Duke candidly describes his deep chemical affinity for alcohol — he still catches himself reading Walgreens liquor ads and gets irritated when they raise the price of Jim Beam, despite not buying a bottle in half a century. He shares a touching and funny scene of watching his late wife, a social drinker, nurse a single weak drink while the ice melted, fighting the urge to shake her and say "drink the goddamn thing." He briefly touches on the devastating loss of his wife to Alzheimer's, crediting his home group with keeping him alive through that period.
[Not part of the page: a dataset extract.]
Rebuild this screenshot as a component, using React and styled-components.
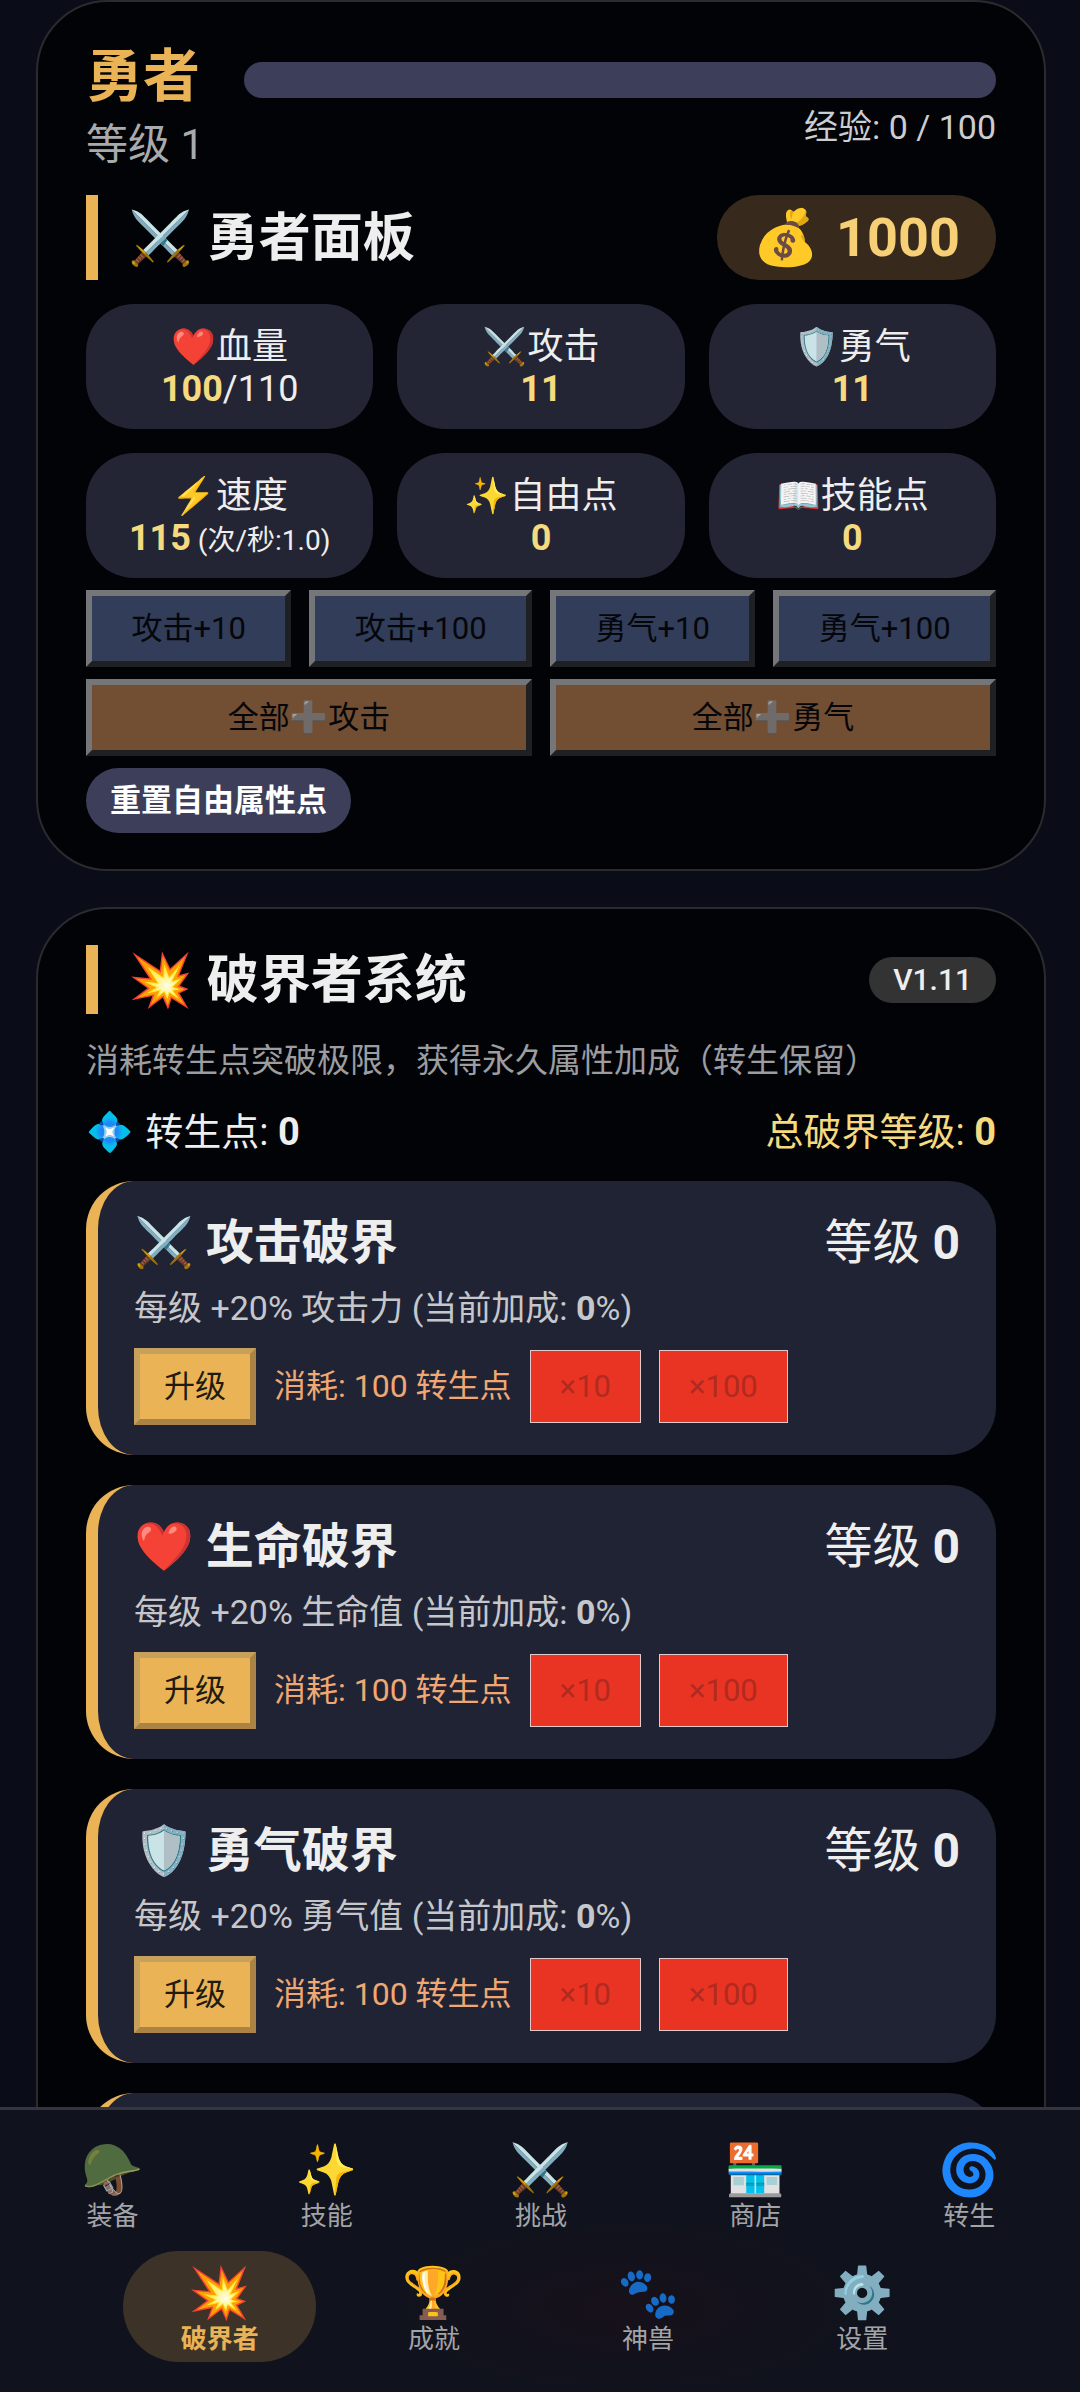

He recounts a critical warning story from 17 years sober, when he stopped going to meetings for six months while living in San Juan and woke up with a physical craving. Only his promise to his sponsor Marvin — and a long-distance phone call that lasted until daylight — saved him from drinking. The centerpiece of his talk is a vivid merchant-marine story from his drinking days: falling overboard drunk in the deep waters of Guantanamo Bay at night, swimming exhausted toward Kaimanera, bargaining with Higher Power, giving up completely — and then his feet hitting bottom in shallow water. He stood up belly-button deep in the moonlight, rescued, and asked for a drink. The story perfectly illustrates the alcoholic's journey from self-will to surrender, and the discovery that Higher Power's help sometimes arrives in forms we don't expect.